6. Sets of the same cardinality

Hilbert’s hotel

Imagine a hotel with some number, e.g. five, single rooms. Assume that all the rooms are occupied. So if a new guest arrives, receptionist has to tell him that no rooms are available.

But what will happen if the hotel is infinite? Infinitely many rooms numbered 0, 1, 2, etc. single rooms (we will call such a hotel Hilbert’s hotel) and all those rooms are taken, and a new guest appears. Should the receptionist tell him that there are no free rooms? Wise receptionist do not have to. But if not he has to disturb all the guests: he can ask all the guest to step out to the corridor and move to the room with a number greater by one. From 0 to 1, from 1 to 2, from 2 to 3, and so on. All the guest will get a new room and the room 0 will stay free and can be given to the new guest! So Hilbert’s hotel can actually accommodate one more guest then the number of guest that can fill the whole hotel.

An what will happen if to an empty Hibert’s hotel arrives an infinite group of men and and infinite group of women? If the receptionist accommodates the women first, they will take all the rooms, and there will be no rooms for men. Wise receptionist will accommodate women and men alternately. Women to the rooms with even numbers and men to the rooms with odd numbers and therefore all people will fit in. Therefore Hilbert’s hotel can accommodate twice as many people as can fill the whole Hilbert’s hotel!

Sets of the same cardinality

How to check that two sets have the same number of elements? E.g. a set of some women and a set of some men. We can count elements in each of the sets. But there is also a second method. It suffices to match elements of both sets into pairs. If it is possible the two sets have the same number of elements. This is a very nice method, since it can be also applied to infinite sets. In the language we have developed, matching elements into pairs, means finding a bijection (function onto and 1-1) between those sets.

We will say that sets A and B are of the same cardinality, if there exists a bijection between them. This fact will be denoted as |A|=|B|.
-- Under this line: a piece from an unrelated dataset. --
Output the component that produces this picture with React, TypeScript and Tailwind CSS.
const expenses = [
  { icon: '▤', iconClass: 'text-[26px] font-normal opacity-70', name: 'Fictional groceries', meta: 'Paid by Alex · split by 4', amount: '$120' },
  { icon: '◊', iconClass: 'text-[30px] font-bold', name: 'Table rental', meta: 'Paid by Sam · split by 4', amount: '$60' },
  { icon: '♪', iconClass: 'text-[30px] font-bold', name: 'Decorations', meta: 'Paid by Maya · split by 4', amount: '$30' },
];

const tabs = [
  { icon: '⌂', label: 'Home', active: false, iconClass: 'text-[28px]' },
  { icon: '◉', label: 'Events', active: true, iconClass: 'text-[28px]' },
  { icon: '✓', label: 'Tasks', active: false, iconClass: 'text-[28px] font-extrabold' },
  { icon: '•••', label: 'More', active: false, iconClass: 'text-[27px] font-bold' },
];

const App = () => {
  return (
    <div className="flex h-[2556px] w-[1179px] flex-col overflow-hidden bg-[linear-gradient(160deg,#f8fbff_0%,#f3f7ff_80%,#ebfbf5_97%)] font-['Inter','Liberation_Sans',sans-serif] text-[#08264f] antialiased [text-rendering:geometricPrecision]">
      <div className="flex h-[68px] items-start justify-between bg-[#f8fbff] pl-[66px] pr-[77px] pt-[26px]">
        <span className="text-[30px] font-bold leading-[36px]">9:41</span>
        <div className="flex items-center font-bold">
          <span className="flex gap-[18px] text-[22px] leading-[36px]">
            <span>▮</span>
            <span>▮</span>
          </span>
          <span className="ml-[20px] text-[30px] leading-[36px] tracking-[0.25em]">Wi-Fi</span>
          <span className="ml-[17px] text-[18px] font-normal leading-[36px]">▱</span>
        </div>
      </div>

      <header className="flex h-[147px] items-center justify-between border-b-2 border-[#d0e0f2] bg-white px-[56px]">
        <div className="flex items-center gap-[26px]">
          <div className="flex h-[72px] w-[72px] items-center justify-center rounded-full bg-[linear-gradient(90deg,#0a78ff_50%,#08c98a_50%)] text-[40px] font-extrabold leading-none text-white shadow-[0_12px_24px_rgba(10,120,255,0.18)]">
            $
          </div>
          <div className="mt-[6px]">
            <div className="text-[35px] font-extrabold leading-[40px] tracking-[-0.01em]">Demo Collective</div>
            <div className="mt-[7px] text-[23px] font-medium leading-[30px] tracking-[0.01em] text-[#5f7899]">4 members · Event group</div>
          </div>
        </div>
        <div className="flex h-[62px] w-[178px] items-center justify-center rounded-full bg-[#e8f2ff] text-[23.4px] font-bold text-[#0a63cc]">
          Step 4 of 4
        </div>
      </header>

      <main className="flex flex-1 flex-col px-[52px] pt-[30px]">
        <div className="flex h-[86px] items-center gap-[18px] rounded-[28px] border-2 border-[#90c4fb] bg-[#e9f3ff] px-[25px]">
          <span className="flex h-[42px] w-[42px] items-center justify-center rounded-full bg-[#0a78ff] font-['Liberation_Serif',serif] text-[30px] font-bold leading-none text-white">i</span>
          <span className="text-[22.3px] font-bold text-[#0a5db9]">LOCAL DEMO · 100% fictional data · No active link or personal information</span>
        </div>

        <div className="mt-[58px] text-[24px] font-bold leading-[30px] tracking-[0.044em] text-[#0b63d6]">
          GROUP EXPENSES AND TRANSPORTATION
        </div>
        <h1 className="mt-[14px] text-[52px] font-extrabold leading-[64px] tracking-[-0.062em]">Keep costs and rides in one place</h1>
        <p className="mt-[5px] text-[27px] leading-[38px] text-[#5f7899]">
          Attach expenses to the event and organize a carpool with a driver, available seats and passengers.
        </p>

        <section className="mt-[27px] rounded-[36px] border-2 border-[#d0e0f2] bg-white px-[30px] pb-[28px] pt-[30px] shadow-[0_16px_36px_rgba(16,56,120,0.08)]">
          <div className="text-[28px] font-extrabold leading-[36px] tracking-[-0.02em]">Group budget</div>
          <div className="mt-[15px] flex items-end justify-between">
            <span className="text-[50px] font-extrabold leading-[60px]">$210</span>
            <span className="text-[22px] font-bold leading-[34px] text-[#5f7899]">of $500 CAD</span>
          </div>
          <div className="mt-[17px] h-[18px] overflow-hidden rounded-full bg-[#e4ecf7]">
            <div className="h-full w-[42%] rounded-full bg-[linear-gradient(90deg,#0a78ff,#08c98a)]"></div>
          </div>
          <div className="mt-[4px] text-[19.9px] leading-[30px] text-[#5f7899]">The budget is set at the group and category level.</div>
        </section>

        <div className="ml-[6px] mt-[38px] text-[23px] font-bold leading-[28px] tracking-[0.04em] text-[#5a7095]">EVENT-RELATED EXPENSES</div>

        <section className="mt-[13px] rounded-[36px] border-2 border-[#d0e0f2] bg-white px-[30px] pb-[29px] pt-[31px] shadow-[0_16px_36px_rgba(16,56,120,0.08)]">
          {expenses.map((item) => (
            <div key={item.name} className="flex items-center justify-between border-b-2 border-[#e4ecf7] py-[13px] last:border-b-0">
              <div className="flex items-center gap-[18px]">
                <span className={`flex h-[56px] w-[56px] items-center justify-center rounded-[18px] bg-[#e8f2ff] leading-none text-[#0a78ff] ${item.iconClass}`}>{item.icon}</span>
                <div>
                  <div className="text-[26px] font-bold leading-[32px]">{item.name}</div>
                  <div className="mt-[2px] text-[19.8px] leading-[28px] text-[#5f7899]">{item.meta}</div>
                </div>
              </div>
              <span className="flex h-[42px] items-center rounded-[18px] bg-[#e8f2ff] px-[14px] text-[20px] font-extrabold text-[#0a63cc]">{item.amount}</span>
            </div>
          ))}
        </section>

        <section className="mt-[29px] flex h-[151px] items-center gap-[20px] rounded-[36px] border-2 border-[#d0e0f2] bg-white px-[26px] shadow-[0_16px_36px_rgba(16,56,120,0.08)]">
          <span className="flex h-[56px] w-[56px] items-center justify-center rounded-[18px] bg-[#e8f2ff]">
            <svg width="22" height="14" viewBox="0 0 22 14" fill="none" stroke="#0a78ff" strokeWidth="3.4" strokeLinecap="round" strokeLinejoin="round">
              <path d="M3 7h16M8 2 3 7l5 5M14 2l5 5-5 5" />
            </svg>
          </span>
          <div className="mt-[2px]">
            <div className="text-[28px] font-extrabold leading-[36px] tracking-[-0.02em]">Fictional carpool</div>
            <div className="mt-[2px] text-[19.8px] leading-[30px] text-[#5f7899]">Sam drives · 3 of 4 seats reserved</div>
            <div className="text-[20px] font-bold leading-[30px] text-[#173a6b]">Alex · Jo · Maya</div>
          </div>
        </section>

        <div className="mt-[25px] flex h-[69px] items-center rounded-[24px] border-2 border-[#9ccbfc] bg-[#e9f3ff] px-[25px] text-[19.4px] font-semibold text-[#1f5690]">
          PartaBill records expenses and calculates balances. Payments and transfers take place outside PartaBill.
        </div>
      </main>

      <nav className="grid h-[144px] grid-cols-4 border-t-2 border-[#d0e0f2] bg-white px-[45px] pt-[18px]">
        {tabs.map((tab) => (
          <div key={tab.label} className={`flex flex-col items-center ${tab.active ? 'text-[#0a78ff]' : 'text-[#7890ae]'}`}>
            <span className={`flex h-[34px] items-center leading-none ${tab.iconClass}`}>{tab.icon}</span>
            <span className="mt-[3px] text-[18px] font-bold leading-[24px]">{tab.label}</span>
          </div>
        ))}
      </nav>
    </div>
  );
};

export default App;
The above considerings about Hilbert’s hotel, were actually considering whether the set of rooms and the set of guests are of the same cardinality. In the first case we have actually considered the following bijection between the sets of guests actually \mathbb{N}\cup \{-1\} — the additional guest will be denoted here as -1) and the set of rooms (enumerated with elements of \mathbb{N}): f(x)=x+1.

In the second case (with women and men) we can think about a bijection between integer numbers \mathbb{Z} (non-negative numbers are men, and negative — women) with set \mathbb{N} (rooms). This bijection is defined as follows:

    \[g(z)=\begin{cases} -2z & \text{for }z<0\\ 2z+1 & \text{for }z\geq 0 \end{cases}\]

One more example. Let us find a bijection between [0,1] and [0,1). It is not very straightforward, we will need set A=\{\frac{1}{n}\colon n\in\mathbb{N}, n>0\}, which will help us construct an appropriate bijection:

    \[h(x)=\begin{cases} \frac{1}{n+1} & \text{for } x=\frac{1}{n},n\in\mathbb{N}, n>0$\\ x & \text{for } x\in [0,1]\setminus A \end{cases}\]

Are all infinite sets of the same cardinality?

So maybe all infinite sets are of the same cardinality and we are we do things without any sense? No! Not all infinite sets have the same cardinality. For example \mathbb{N} and \mathbb{R}. Let us give some arguments why real numbers, even only those in the interval [0,1], cannot be accommodated in Hilbert’s hotel, in other words there does not exist a bijection f\colon \N\to [0,1].

Assume otherwise, that such a bijection exists, so every point on the interval can be accommodated into Hilbert’s hotel, so [0,1]=\{x_0, x_1, x_2,\ldots\}, where f(n)=x_n. Now let us divide [0,1] into three intervals [0,\frac{1}{3}], [\frac{1}{3},\frac{2}{3}], [\frac{2}{3},1]. Choose this interval out of the three, which does not include x_0. We divide the chosen interval into three parts and we choose the one that does not include x_1. Again, we divide the chosen interval into three parts and choose those which does not include x_2 and so on. In effect we will find a point which in not equal to x_0, not equal to x_1, not equal to x_2, and so on. Therefore it is not accommodated in Hilbert’s hotel, which is a contradiction, because we have assumed that all the points are accommodated.